Unless things have changed in the last three and a half years, the Manitoban Credit Union option has a major drawback - online transfers aren't as sophisticated as at ING and other banks. And there are fees involved for doing various types of transactions. But the interest rates are best.

The "straight" rates, anyway.

Once your savings program has hit a point where you can swing around $5000 or more - congratulations to you on your diligent saving - don't forget that those abysmal rates at the Big Banks are negotiable.

How to get the best interest rate on your investment.
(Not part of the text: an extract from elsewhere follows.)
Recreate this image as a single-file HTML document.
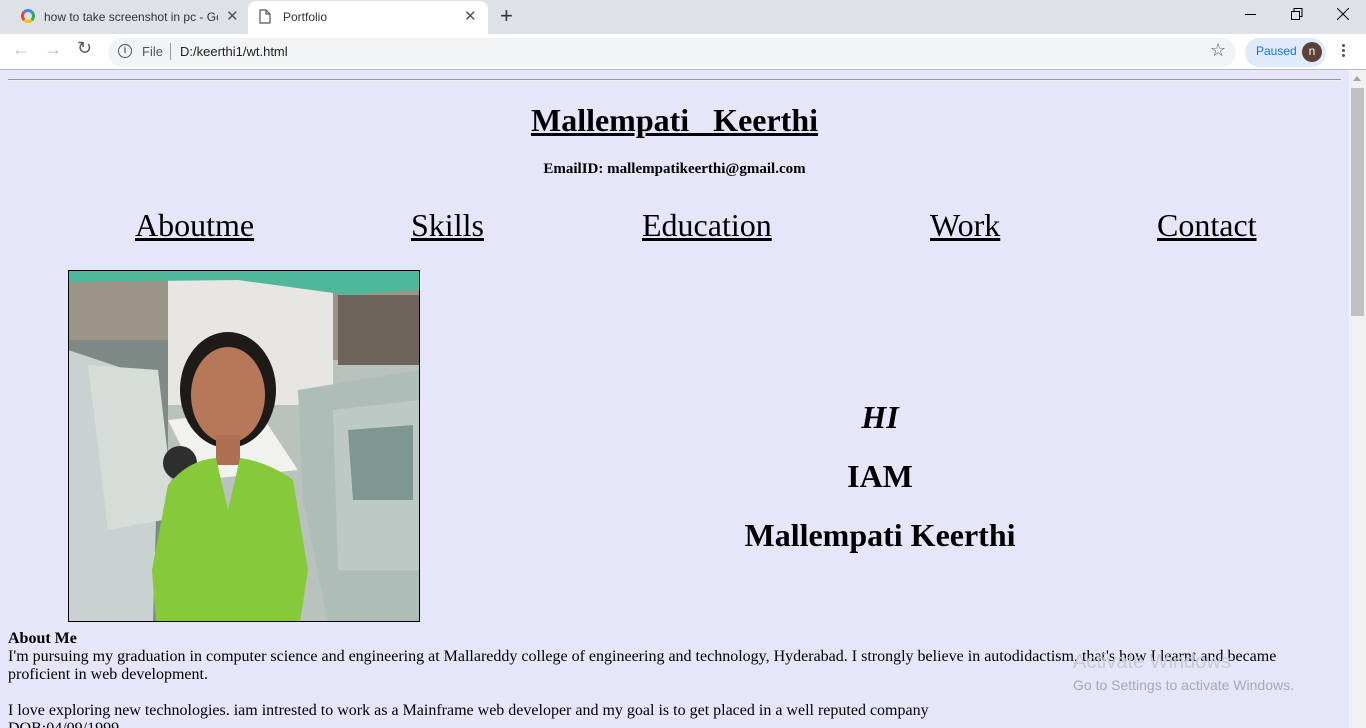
<!DOCTYPE html>
<html><head><meta charset="utf-8"><style>
*{margin:0;padding:0;box-sizing:border-box}
body{width:1366px;height:728px;overflow:hidden;position:relative;background:#fff;font-family:"Liberation Serif",serif}
.ui{font-family:"Liberation Sans",sans-serif}
.abs{position:absolute;white-space:nowrap}
#tabs{position:absolute;left:0;top:0;width:1366px;height:34px;background:#dee1e6}
#tb{position:absolute;left:0;top:34px;width:1366px;height:36px;background:#fff;border-bottom:1px solid #b8b8c0}
#page{position:absolute;left:0;top:70px;width:1349px;height:658px;background:#e6e6fa;overflow:hidden}
#sb{position:absolute;left:1349px;top:70px;width:17px;height:658px;background:#f1f1f1}
.nav{position:absolute;top:137px;font-size:32px;text-decoration:underline;color:#000}
.c{position:absolute;left:680px;width:400px;text-align:center;font-weight:bold;font-size:32px}
</style></head><body>
<div id="tabs" class="ui">
 <div class="abs" style="left:21px;top:9px;width:14px;height:14px;border-radius:50%;border:3px solid #4285f4;border-right-color:#34a853;border-bottom-color:#fbbc05;border-left-color:#ea4335"></div>
 <div class="abs" style="left:44px;top:10px;font-size:12px;color:#333;width:174px;overflow:hidden">how to take screenshot in pc - Go</div>
 <div class="abs" style="left:226px;top:7px;font-size:15px;color:#555">✕</div>
 <div class="abs" style="left:248px;top:1px;width:240px;height:33px;background:#fff;border-radius:8px 8px 0 0"></div>
 <svg class="abs" style="left:259px;top:9px" width="12" height="15"><path d="M1 1h6l4 4v9H1z M7 1v4h4" fill="none" stroke="#555" stroke-width="1.2"/></svg>
 <div class="abs" style="left:283px;top:10px;font-size:12px;color:#333">Portfolio</div>
 <div class="abs" style="left:464px;top:7px;font-size:15px;color:#555">✕</div>
 <div class="abs" style="left:500px;top:3px;font-size:22px;color:#333">+</div>
 <div class="abs" style="left:1245px;top:14px;width:11px;height:1px;background:#000"></div>
 <svg class="abs" style="left:1291px;top:8px" width="12" height="12"><path d="M0.5 3.5h8v8h-8z M3 3.5V0.5h8v8H8.5" fill="none" stroke="#000"/></svg>
 <svg class="abs" style="left:1337px;top:8px" width="12" height="12"><path d="M0 0L12 12M12 0L0 12" stroke="#000"/></svg>
</div>
<div id="tb" class="ui">
 <div class="abs" style="left:12px;top:5px;font-size:18px;color:#bbb">←</div>
 <div class="abs" style="left:44px;top:5px;font-size:18px;color:#bbb">→</div>
 <div class="abs" style="left:77px;top:4px;font-size:18px;color:#555">↻</div>
 <div style="position:absolute;left:108px;top:4px;width:1128px;height:29px;background:#f1f3f4;border-radius:15px"></div>
 <div class="abs" style="left:118px;top:10px;width:14px;height:14px;border:1.5px solid #555;border-radius:50%;font-size:9px;text-align:center;line-height:11px;color:#555;font-weight:bold">i</div>
 <div class="abs" style="left:142px;top:10px;font-size:13px;color:#555">File</div>
 <div class="abs" style="left:170px;top:9px;width:1px;height:17px;background:#999"></div>
 <div class="abs" style="left:180px;top:10px;font-size:13px;color:#222">D:/keerthi1/wt.html</div>
 <div class="abs" style="left:1210px;top:6px;font-size:18px;color:#555">☆</div>
 <div style="position:absolute;left:1245px;top:4px;width:81px;height:29px;background:#dfeafb;border-radius:15px"></div>
 <div class="abs" style="left:1256px;top:10px;font-size:12px;color:#1a73e8">Paused</div>
 <div class="abs" style="left:1302px;top:8px;width:20px;height:20px;border-radius:50%;background:#5d4037;color:#fff;font-size:12px;text-align:center;line-height:19px">n</div>
 <div class="abs" style="left:1342px;top:10px;width:3px;height:3px;background:#555;border-radius:50%;box-shadow:0 5px 0 #555,0 10px 0 #555"></div>
</div>
<div id="page">
 <div style="position:absolute;left:8px;top:9px;width:1333px;height:2px;border-top:1px solid #999;border-bottom:1px solid #eee"></div>
 <div class="abs" style="left:0;width:1349px;text-align:center;top:32px;font-size:32px;font-weight:bold;text-decoration:underline;white-space:pre">Mallempati   Keerthi</div>
 <div class="abs" style="left:0;width:1349px;text-align:center;top:91px;font-size:15px;font-weight:bold">EmailID: mallempatikeerthi@gmail.com</div>
 <div class="nav" style="left:135px">Aboutme</div>
 <div class="nav" style="left:411px">Skills</div>
 <div class="nav" style="left:642px">Education</div>
 <div class="nav" style="left:930px">Work</div>
 <div class="nav" style="left:1157px">Contact</div>
 <svg style="position:absolute;left:68px;top:200px" width="352" height="352" viewBox="0 0 352 352">
  <rect width="352" height="352" fill="#b9c2bd"/>
  <rect x="0" y="0" width="352" height="90" fill="#9d9488"/>
  <rect x="100" y="5" width="165" height="130" fill="#e8e6e2"/>
  <path d="M0 0H352V20L280 25 170 10 0 12z" fill="#4fb89a"/>
  <rect x="270" y="25" width="82" height="70" fill="#6e645c"/>
  <rect x="0" y="70" width="100" height="282" fill="#7f8a86"/>
  <path d="M0 80L60 100 90 180 85 352H0z" fill="#c9d2d0"/>
  <path d="M20 95L90 100 105 230 95 250 40 260z" fill="#d6dcd8"/>
  <path d="M100 150L190 140 230 200 130 210z" fill="#f1f1ef"/>
  <circle cx="112" cy="193" r="17" fill="#2e2e2e"/>
  <path d="M230 120L352 100V352H260L235 230z" fill="#aebdb7"/>
  <path d="M265 140L352 130V300H270z" fill="#bcc9c4"/>
  <path d="M280 160L345 155V230H285z" fill="#7f9791"/>
  <ellipse cx="160" cy="120" rx="48" ry="58" fill="#1e1a18"/>
  <ellipse cx="160" cy="125" rx="37" ry="48" fill="#b7785a"/>
  <rect x="148" y="165" width="24" height="30" fill="#ae7052"/>
  <path d="M100 215Q120 190 148 188L160 240 172 188Q200 192 225 210L240 300 232 352H88L84 300z" fill="#86c93a"/>
 </svg>
 <div style="position:absolute;left:68px;top:200px;width:352px;height:352px;border:1px solid #000"></div>
 <div class="c" style="top:329px;font-style:italic">HI</div>
 <div class="c" style="top:388px">IAM</div>
 <div class="c" style="top:447px">Mallempati Keerthi</div>
 <div style="position:absolute;left:8px;top:560px;width:1300px;font-size:16px;line-height:18px">
  <b>About Me</b><br>I'm pursuing my graduation in computer science and engineering at Mallareddy college of engineering and technology, Hyderabad. I strongly believe in autodidactism, that's how I learnt and became proficient in web development.<br><br>I love exploring new technologies. iam intrested to work as a Mainframe web developer and my goal is to get placed in a well reputed company<br>DOB:04/09/1999
 </div>
 <div class="abs ui" style="left:1073px;top:581px;font-size:20px;color:#c9c9d4">Activate Windows</div>
 <div class="abs ui" style="left:1073px;top:607px;font-size:14px;color:#a8a8b4">Go to Settings to activate Windows.</div>
</div>
<div id="sb"><div style="position:absolute;left:2px;top:18px;width:13px;height:228px;background:#c1c1c1"></div><div style="position:absolute;left:4px;top:6px;border:4px solid transparent;border-bottom:5px solid #a3a3a3;border-top:0"></div></div>
</body></html>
If I'm ever going to offer some valuable free advice, it's this: print out the list of rates from whichever online bank appeals to you, and go down to your local bank branch, and say, "entice me to keep my money here."

If you have more than one branch to choose from, you live in a town of more than 10,000 people.

Good.

Now once the first bank you've gone to has matched (ha!) or beat (good start) the competing rate, get the offer in writing - they'll usually promise it for a few days or more - and go to the competition.

Oh yes, capitalism can work for you.

Repeat the exercise until you get bored or have completed the exercise of canvassing your street.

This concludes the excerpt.